Chile
Puyuhuapi

Here you’ll find travel reports about Puyuhuapi. Discover travel destinations in Chile of travelers writing a travel blog on FindPenguins.

17 travelers at this place:

  • Day59

    Hildegard aus Puyuhuapi

    February 28 in Chile

    Trotz aller Bemühungen: Puyuhuapi mit seinen 525 Einwohnern wird kein touristischer Hotspot werden. Vielleicht liegt das daran, dass die Touristeninfo im Moment (oder für immer?) unbesetzt ist. Wahrscheinlicher ist jedoch, dass der Dauernebel außer ein paar traurigen Backpackern, die hier gestrandet sind, und einigen wenigen Motorradfahrern (eigentlich nur uns) niemanden zum Bleiben einlädt.

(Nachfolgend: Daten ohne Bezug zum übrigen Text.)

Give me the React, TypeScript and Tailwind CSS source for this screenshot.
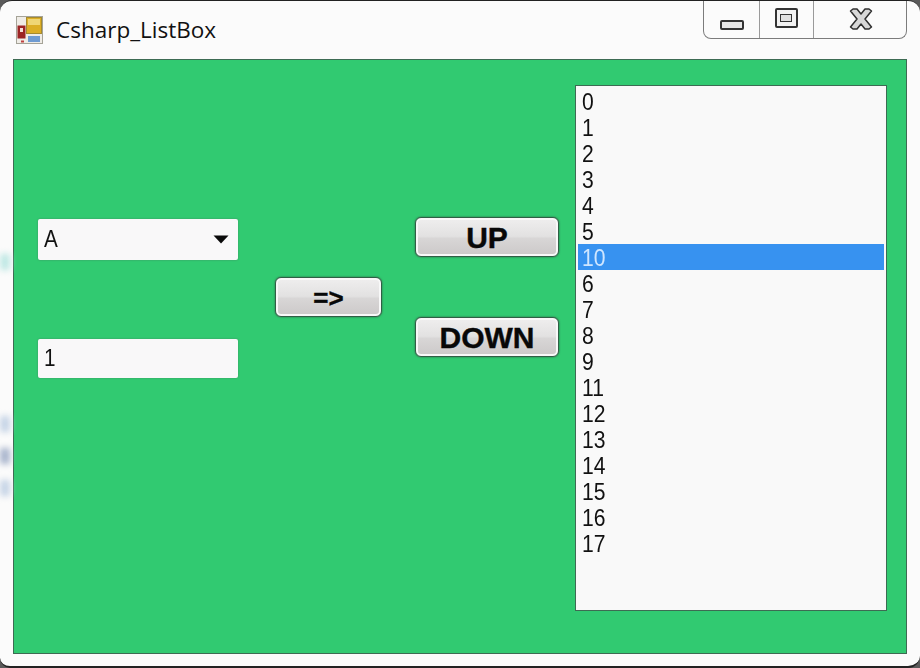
import React from "react";

const items = ["0","1","2","3","4","5","10","6","7","8","9","11","12","13","14","15","16","17"];

function Btn({ label, w, size, mt }: { label: string; w: string; size: string; mt?: string }) {
  return (
    <div className={`${w} ${mt ?? ""} h-10 rounded-[6px] border border-[#2f5f45] bg-[#f8f8f8] p-[2px] shadow-[0_0_2px_#2c5a40]`}>
      <div className="h-full w-full rounded-[3px] bg-[linear-gradient(#eeeded_0%,#e2e1e1_48%,#d8d6d6_54%,#cdcaca_100%)] flex items-center justify-center pt-[2px]">
        <span className={`${size} font-bold text-[#080808] leading-none`} style={{ fontFamily: '"Liberation Sans", sans-serif', WebkitTextStroke: "0.4px #080808" }}>{label}</span>
      </div>
    </div>
  );
}

function AppIcon() {
  return (
    <svg width="28" height="28" viewBox="0 0 28 28" className="shrink-0">
      <rect x="0.5" y="0.5" width="26" height="27" fill="#efece6" stroke="#a5a398" />
      <rect x="10.5" y="1.5" width="15" height="16" fill="#dcae26" stroke="#a58a2e" />
      <rect x="12" y="3" width="12" height="6" fill="#efd676" />
      <rect x="1.5" y="9.5" width="8" height="13" fill="#9c2424" />
      <rect x="4" y="12" width="3" height="4" fill="#f3dfd8" />
      <rect x="12" y="20" width="12" height="6" fill="#6f9bd2" />
      <rect x="5" y="24.5" width="3" height="2" fill="#c04040" />
    </svg>
  );
}

export default function App() {
  return (
    <div className="relative w-[920px] h-[668px] overflow-hidden bg-[#5a5a5a]" style={{ fontFamily: '"Liberation Sans", sans-serif' }}>
      <div className="h-full w-full flex flex-col bg-[#fbfbfb] rounded-tl-[12px] rounded-tr-[12px] rounded-br-[12px] rounded-bl-[10px] border-t border-b-2 border-[#222] border-x-0">
        {/* title bar */}
        <div className="h-[58px] shrink-0 flex items-start pl-[16px] pr-[13px]">
          <div className="mt-[15px]"><AppIcon /></div>
          <span className="ml-[12px] mt-[14px] text-[22.5px] leading-[30px] text-[#111]" style={{ fontFamily: '"Open Sans", sans-serif' }}>Csharp_ListBox</span>
          <div className="ml-auto flex h-[38px] w-[204px] rounded-b-[8px] border border-t-0 border-[#7c7c7c] bg-[#fbfbfb]">
            <div className="w-[56px] border-r border-[#9a9a9a] flex items-center justify-center pt-[10px] pl-[1px]">
              <div className="w-[24px] h-[10px] border-2 border-[#333] rounded-[2px] bg-[#e6e6e6]" />
            </div>
            <div className="w-[54px] border-r border-[#9a9a9a] flex items-center justify-center pb-[4px] pr-[1px]">
              <div className="w-[23px] h-[20px] border-2 border-[#333] rounded-[2px] bg-[#f2f2f2] flex items-center justify-center">
                <div className="w-[12px] h-[8px] border border-[#333] bg-[#e0e0e0]" />
              </div>
            </div>
            <div className="flex-1 flex items-center justify-center pb-[2px] pl-[2px]">
              <svg width="24" height="22" viewBox="0 0 24 22">
                <path d="M1.5 3 L4 1h4l4 5 4-5h4l2.5 2-6.5 8 6.5 8-2.5 2h-4l-4-5-4 5h-4l-2.5-2 6.5-8z" fill="#d8d8d8" stroke="#2f2f2f" strokeWidth="1.5" strokeLinejoin="round" />
              </svg>
            </div>
          </div>
        </div>
        {/* client area */}
        <div className="ml-[13px] mr-[13px] h-[595px] shrink-0 border border-[#3d6b53] bg-[#31ca71] flex items-start">
          <div className="ml-[24px] mt-[159px] w-[200px] flex flex-col">
            <div className="h-[41px] rounded-[2px] bg-[#f9f8f9] shadow-[0_0_2px_#3f8a5f] flex items-center justify-between pl-[6px] pr-[9px]">
              <span className="text-[23px] leading-none text-[#111] inline-block origin-left scale-x-90">A</span>
              <svg width="16" height="9" viewBox="0 0 16 9"><path d="M0.5 0.5h15L8 8.5z" fill="#0a0a0a" /></svg>
            </div>
            <div className="mt-[79px] h-[39px] rounded-[2px] bg-[#f9f8f9] shadow-[0_0_2px_#3f8a5f] flex items-center pl-[6px]">
              <span className="text-[23px] leading-none text-[#111] inline-block origin-left scale-x-90">1</span>
            </div>
          </div>
          <div className="ml-[37px] mt-[217px]">
            <Btn label="=>" w="w-[107px]" size="text-[26px]" />
          </div>
          <div className="ml-[33px] mt-[157px] flex flex-col">
            <Btn label="UP" w="w-[144px]" size="text-[30px]" />
            <Btn label="DOWN" w="w-[144px]" size="text-[30px]" mt="mt-[60px]" />
          </div>
          <div className="ml-[16px] mt-[25px] w-[312px] h-[526px] border border-[#3d6b53] bg-[#f9f9f9] pt-[2px] px-[2px]">
            {items.map((n) => (
              <div key={n} className={`h-[26px] pl-[4px] text-[24px] leading-[27px] ${n === "10" ? "bg-[#3792f0] text-[#cfe6ff]" : "text-[#111]"}`}>
                <span className="inline-block origin-left scale-x-[0.88]">{n}</span>
              </div>
            ))}
          </div>
        </div>
      </div>
      {/* bleed from the desktop at the window edge */}
      <div className="absolute left-0 top-[254px] w-[10px] h-[16px] bg-[#bfe8e4] blur-[3px]" />
      <div className="absolute left-0 top-[416px] w-[10px] h-[16px] bg-[#c6d4e6] blur-[3px]" />
      <div className="absolute left-0 top-[448px] w-[10px] h-[16px] bg-[#a8b4cc] blur-[3px]" />
      <div className="absolute left-0 top-[480px] w-[10px] h-[16px] bg-[#c6d4e6] blur-[3px]" />
    </div>
  );
}
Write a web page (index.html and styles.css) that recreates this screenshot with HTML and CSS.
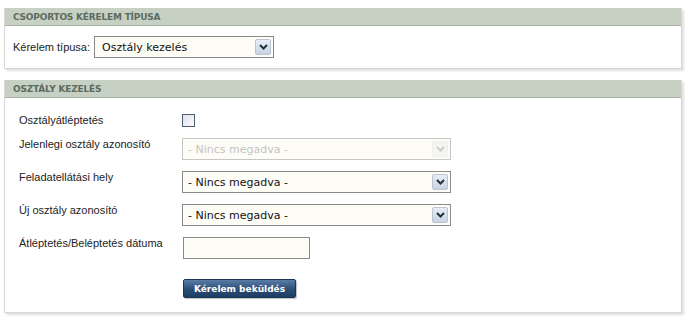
FILE: index.html
```
<!DOCTYPE html>
<html lang="hu">
<head>
    <meta charset="UTF-8">
    <title>Kérelem</title>
    <link rel="stylesheet" href="styles.css">
</head>
<body>
    <div class="panel">
        <div class="panel-head">Csoportos kérelem típusa</div>
        <div class="panel-body type-row">
            <label for="tipus">Kérelem típusa:</label>
            <div class="select-wrap big">
                <select id="tipus">
                    <option>Osztály kezelés</option>
                </select>
                <span class="arrow"><svg width="9" height="6" viewBox="0 0 9 6"><path d="M1 1l3.5 3.5L8 1" fill="none" stroke="#233" stroke-width="2"/></svg></span>
            </div>
        </div>
    </div>

    <div class="panel">
        <div class="panel-head">Osztály kezelés</div>
        <div class="panel-body form">
            <div class="row check-row">
                <label>Osztályátléptetés</label>
                <span class="checkbox"></span>
            </div>
            <div class="row">
                <label>Jelenlegi osztály azonosító</label>
                <div class="select-wrap wide disabled">
                    <select disabled>
                        <option>- Nincs megadva -</option>
                    </select>
                    <span class="arrow"><svg width="9" height="6" viewBox="0 0 9 6"><path d="M1 1l3.5 3.5L8 1" fill="none" stroke="#ccc" stroke-width="2"/></svg></span>
                </div>
            </div>
            <div class="row">
                <label>Feladatellátási hely</label>
                <div class="select-wrap wide">
                    <select>
                        <option>- Nincs megadva -</option>
                    </select>
                    <span class="arrow"><svg width="9" height="6" viewBox="0 0 9 6"><path d="M1 1l3.5 3.5L8 1" fill="none" stroke="#233" stroke-width="2"/></svg></span>
                </div>
            </div>
            <div class="row">
                <label>Új osztály azonosító</label>
                <div class="select-wrap wide">
                    <select>
                        <option>- Nincs megadva -</option>
                    </select>
                    <span class="arrow"><svg width="9" height="6" viewBox="0 0 9 6"><path d="M1 1l3.5 3.5L8 1" fill="none" stroke="#233" stroke-width="2"/></svg></span>
                </div>
            </div>
            <div class="row">
                <label>Átléptetés/Beléptetés dátuma</label>
                <input type="text" class="date">
            </div>
            <div class="row submit-row">
                <span></span>
                <button>Kérelem beküldés</button>
            </div>
        </div>
    </div>
</body>
</html>
```

FILE: styles.css
```
* {
    margin: 0;
    padding: 0;
    box-sizing: border-box;
}

body {
    font-family: 'Liberation Sans', Arial, sans-serif;
    font-size: 11px;
    color: #222;
    background-color: #fff;
    padding: 8px 5px 0 4px;
}

.panel {
    border: 1px solid #d6d6d6;
    border-top: none;
    box-shadow: 2px 2px 2px rgba(0, 0, 0, 0.12);
    margin-bottom: 11px;
    background-color: #fff;
}

.panel-head {
    background-color: #c6d0c3;
    border-bottom: 1px solid #a9b4a7;
    height: 18px;
    line-height: 18px;
    padding-left: 8px;
    font-family: 'DejaVu Sans', Verdana, sans-serif;
    font-size: 9px;
    font-weight: bold;
    text-transform: uppercase;
    color: #5d6b5f;
    letter-spacing: -0.2px;
}

.panel-body {
    background-color: #fff;
}

.type-row {
    display: flex;
    align-items: center;
    gap: 4px;
    padding: 10px 8px 10px 8px;
}

.select-wrap {
    position: relative;
    height: 22px;
}

.select-wrap select {
    appearance: none;
    -webkit-appearance: none;
    width: 100%;
    height: 100%;
    border: 1px solid #8a8a8a;
    background-color: #fdfcf5;
    font-family: 'DejaVu Sans', Verdana, sans-serif;
    font-size: 11px;
    color: #111;
    padding-left: 5px;
    outline: none;
}

.select-wrap.big {
    width: 180px;
}

.select-wrap.big select {
    font-size: 11px;
    padding-left: 7px;
}

.select-wrap.wide {
    width: 269px;
}

.arrow {
    position: absolute;
    right: 3px;
    top: 3px;
    width: 16px;
    height: 16px;
    border: 1px solid #b9c3d3;
    border-radius: 2px;
    background: linear-gradient(#e8edf6, #c9d3e4);
    display: flex;
    align-items: center;
    justify-content: center;
    pointer-events: none;
}

.disabled select {
    color: #aaa;
    border-color: #b0b0b0;
}

.disabled .arrow {
    border-color: #eee;
    background: #f4f4f0;
}

.form {
    display: flex;
    flex-direction: column;
    gap: 11px;
    padding: 16px 14px 14px 14px;
}

.row {
    display: grid;
    grid-template-columns: 163px auto;
    align-items: start;
}

.row label {
    line-height: 13px;
}

.check-row {
    align-items: center;
}

.checkbox {
    width: 13px;
    height: 13px;
    border: 1px solid #4f5f6f;
    background: linear-gradient(135deg, #dde3ea, #fafbfc);
}

.date {
    width: 127px;
    height: 22px;
    border: 1px solid #8a8a8a;
    background-color: #fdfcf5;
    outline: none;
    margin-left: 1px;
}

.submit-row {
    margin-top: 9px;
}

.submit-row button {
    width: 113px;
    height: 19px;
    margin-left: 1px;
    border: 1px solid #1c3656;
    border-radius: 2px;
    background: linear-gradient(#5a7da6, #2b4d78 55%, #1f3d63);
    color: #fff;
    font-family: 'DejaVu Sans', Verdana, sans-serif;
    font-size: 9px;
    font-weight: bold;
    box-shadow: 1px 1px 1px rgba(0, 0, 0, 0.25);
}
```
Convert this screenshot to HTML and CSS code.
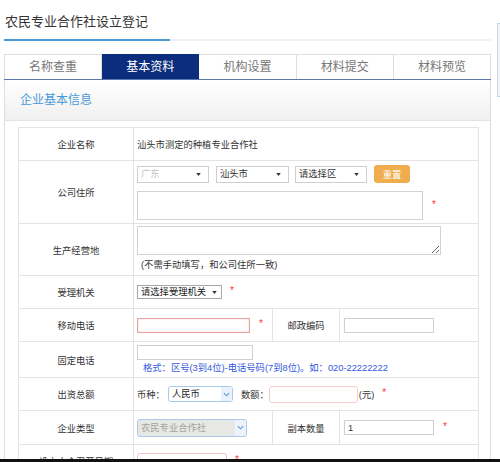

    Dabei ist Puyuhuapi fest in deutscher Hand. Hildegard betreibt die Hosteria Alemana in zweiter Generation. Ihre Brüder Helmut und Fritz wohnen um die Ecke, die Mutter ist 80 und schwerhörig, der Vater bereits tot. 1945 seien sie und einige weitere Familien aus dem Sudetenland hierher ausgewandert. Eine kleine Teppichfabrikation hielt die Familie über Wasser, vor 30 Jahren dann teilte man vom großen Wohnhaus ein Stück ab und begann, Zimmer an Gäste zu vermieten. Das Haus atmet diesen Charme früherer Zeiten, könnte allerdings in technischer Hinsicht ein wenig Fortschritt vertragen. Das Zeitfenster für warmes Wasser unter der Dusche ist knapp bemessen. Auch der Gasofen ist nicht leicht in Gang zu bringen.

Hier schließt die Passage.